What is the number of lines holding the word "index"? Write that number and nothing else.

START GIVEN DATA

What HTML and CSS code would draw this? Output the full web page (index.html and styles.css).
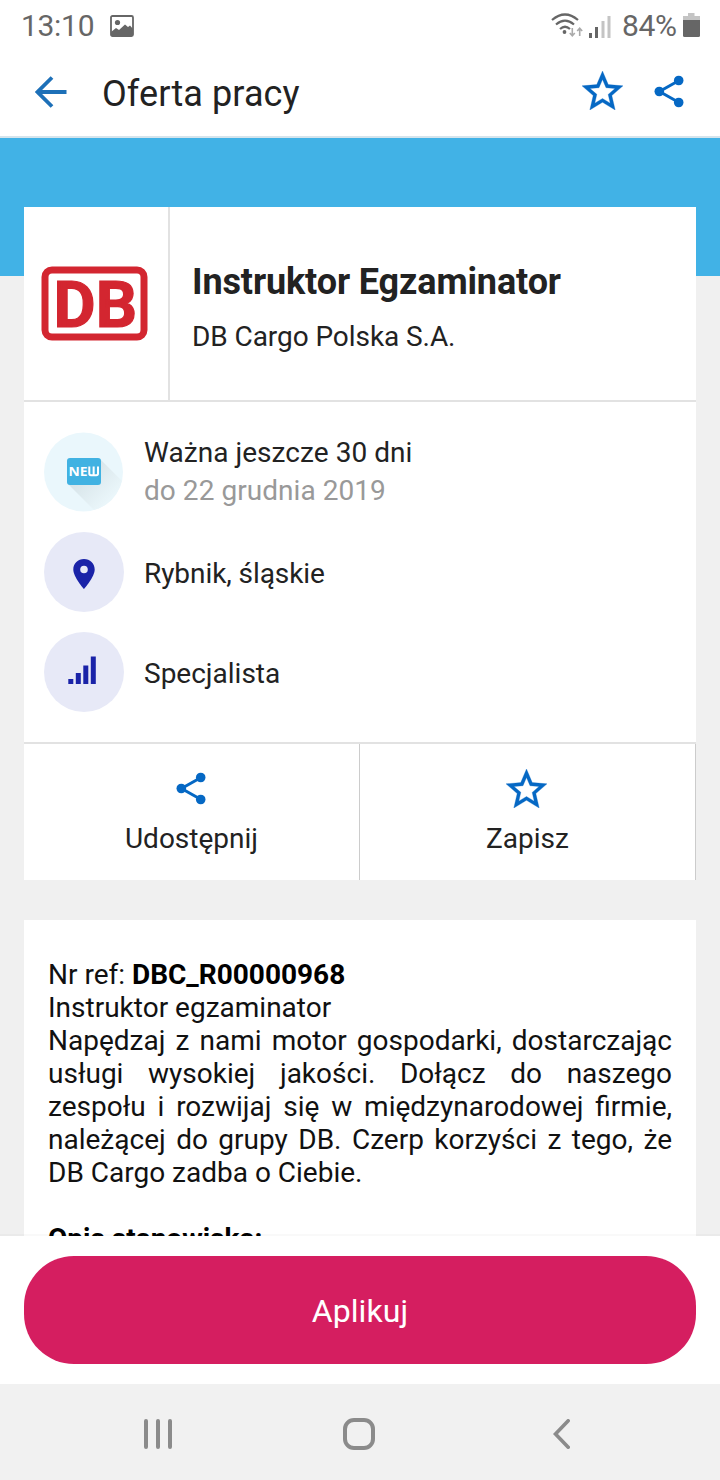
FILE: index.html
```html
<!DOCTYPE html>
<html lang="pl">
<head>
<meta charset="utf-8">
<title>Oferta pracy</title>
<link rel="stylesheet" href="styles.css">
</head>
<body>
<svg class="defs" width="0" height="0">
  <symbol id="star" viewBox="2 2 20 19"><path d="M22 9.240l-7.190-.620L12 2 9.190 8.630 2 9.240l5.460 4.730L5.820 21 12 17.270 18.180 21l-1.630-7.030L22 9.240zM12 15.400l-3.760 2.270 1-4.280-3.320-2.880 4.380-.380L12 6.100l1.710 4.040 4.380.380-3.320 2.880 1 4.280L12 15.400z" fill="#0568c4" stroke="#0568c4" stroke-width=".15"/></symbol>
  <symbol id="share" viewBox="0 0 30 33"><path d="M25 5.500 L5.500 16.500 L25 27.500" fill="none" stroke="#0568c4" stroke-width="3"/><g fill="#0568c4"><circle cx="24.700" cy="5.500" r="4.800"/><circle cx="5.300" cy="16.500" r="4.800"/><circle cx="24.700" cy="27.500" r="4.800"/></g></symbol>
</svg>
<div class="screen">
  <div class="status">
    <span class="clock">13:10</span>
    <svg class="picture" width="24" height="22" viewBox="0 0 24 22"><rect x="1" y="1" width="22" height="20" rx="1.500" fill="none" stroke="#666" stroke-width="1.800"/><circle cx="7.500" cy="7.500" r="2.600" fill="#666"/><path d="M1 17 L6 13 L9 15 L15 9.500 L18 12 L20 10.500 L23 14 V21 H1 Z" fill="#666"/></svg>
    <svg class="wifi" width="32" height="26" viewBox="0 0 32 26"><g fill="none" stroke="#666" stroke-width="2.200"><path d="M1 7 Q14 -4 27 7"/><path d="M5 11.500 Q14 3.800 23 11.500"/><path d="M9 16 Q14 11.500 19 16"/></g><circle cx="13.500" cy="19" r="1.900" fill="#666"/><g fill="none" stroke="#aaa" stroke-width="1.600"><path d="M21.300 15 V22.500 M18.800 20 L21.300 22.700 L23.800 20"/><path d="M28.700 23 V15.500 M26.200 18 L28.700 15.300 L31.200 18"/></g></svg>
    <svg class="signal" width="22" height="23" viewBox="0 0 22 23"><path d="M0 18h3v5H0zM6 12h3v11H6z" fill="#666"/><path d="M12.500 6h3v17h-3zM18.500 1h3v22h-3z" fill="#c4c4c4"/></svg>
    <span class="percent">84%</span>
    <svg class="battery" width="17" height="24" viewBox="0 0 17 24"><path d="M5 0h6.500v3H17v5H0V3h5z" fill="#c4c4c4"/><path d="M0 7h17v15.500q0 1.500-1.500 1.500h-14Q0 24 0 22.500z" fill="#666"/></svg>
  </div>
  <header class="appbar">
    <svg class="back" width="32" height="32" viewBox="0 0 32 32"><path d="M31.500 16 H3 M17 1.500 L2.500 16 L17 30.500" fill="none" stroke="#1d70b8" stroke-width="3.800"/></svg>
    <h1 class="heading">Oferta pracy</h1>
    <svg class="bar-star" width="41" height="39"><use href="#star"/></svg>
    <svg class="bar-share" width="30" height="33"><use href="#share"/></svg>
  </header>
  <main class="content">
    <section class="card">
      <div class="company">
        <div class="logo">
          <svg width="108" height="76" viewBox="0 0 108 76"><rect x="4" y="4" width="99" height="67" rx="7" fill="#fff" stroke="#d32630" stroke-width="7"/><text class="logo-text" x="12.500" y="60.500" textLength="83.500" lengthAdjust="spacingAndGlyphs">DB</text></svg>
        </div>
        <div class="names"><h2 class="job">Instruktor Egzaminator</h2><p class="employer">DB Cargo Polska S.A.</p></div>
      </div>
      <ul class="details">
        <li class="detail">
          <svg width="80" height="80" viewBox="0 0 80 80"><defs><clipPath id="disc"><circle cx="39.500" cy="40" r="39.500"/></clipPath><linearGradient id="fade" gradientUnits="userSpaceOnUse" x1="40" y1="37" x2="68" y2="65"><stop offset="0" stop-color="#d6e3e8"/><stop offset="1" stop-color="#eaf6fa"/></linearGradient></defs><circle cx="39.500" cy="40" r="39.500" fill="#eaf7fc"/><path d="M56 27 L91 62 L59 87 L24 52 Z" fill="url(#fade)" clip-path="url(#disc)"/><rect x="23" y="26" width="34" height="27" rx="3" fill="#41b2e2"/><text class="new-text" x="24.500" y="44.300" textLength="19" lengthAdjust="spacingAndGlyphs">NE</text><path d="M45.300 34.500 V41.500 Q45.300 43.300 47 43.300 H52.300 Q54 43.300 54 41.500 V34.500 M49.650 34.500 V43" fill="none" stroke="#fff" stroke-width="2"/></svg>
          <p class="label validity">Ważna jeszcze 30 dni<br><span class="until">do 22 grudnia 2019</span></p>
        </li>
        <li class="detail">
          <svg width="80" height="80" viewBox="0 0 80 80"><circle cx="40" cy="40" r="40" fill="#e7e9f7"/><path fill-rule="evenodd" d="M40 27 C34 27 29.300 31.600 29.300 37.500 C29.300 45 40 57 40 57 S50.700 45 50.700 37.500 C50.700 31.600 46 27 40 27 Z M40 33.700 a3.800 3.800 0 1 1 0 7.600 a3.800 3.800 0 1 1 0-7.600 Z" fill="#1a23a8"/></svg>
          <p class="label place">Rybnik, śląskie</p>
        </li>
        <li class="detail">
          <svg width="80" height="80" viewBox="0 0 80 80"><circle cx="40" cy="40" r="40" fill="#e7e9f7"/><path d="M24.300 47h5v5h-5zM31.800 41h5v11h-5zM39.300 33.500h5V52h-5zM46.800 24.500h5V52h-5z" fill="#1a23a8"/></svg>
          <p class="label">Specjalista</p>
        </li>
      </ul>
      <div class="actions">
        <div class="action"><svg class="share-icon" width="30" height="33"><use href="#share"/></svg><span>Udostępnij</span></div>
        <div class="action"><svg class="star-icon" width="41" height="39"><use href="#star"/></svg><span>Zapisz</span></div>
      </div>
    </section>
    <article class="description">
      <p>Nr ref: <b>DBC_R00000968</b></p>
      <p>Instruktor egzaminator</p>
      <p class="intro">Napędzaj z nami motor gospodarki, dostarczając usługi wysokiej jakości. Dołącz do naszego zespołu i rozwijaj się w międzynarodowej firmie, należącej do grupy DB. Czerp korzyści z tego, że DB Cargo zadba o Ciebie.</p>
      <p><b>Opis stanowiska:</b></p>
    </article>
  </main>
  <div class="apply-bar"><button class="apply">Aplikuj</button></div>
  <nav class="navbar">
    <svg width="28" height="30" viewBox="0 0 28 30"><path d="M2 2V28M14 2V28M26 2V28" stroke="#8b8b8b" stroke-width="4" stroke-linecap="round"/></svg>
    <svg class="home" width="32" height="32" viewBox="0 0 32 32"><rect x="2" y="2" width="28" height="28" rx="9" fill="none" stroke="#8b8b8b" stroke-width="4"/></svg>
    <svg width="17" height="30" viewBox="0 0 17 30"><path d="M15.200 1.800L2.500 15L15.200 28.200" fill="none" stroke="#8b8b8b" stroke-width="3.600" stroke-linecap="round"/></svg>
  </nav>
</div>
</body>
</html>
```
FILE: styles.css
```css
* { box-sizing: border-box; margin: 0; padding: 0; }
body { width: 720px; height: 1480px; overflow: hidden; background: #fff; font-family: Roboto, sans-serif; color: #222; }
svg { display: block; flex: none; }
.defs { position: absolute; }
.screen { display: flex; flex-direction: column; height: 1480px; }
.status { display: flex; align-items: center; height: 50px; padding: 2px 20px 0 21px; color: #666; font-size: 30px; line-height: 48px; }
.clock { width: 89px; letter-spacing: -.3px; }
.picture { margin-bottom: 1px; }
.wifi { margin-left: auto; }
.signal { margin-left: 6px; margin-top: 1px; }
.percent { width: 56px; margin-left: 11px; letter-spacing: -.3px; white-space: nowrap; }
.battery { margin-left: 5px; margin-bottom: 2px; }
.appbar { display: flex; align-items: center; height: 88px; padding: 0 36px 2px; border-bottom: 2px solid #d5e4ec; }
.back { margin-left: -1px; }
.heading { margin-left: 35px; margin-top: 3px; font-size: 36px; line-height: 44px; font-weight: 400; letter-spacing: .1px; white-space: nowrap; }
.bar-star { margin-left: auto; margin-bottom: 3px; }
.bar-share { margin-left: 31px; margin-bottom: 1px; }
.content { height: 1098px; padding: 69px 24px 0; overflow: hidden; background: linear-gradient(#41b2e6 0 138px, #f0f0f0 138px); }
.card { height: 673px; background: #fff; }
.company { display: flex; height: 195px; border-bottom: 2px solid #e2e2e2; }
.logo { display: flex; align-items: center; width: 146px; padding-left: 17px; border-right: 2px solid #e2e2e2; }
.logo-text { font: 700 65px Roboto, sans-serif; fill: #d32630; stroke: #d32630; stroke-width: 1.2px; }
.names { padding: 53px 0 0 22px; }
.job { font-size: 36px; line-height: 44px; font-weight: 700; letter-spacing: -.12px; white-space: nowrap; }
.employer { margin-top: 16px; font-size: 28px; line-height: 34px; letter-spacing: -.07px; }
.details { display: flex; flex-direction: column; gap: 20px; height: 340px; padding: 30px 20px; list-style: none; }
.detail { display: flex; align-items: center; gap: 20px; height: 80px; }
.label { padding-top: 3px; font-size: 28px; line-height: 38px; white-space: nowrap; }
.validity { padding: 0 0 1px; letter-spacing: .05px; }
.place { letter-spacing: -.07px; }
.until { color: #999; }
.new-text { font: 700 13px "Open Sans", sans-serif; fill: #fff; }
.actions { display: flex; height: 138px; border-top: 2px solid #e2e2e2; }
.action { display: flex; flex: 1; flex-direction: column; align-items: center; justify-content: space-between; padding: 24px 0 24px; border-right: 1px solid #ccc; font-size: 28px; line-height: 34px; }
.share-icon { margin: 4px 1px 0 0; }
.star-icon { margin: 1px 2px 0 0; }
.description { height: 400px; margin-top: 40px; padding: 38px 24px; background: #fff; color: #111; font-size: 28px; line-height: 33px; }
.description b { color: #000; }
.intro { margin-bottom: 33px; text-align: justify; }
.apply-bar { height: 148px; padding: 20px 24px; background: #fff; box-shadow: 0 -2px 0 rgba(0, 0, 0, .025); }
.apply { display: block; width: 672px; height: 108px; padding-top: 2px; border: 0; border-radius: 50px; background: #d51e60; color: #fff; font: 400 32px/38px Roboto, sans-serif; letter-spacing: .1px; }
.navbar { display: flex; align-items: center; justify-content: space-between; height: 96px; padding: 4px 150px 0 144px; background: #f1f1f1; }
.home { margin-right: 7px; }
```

END GIVEN DATA

> **THE RESPONSE**
2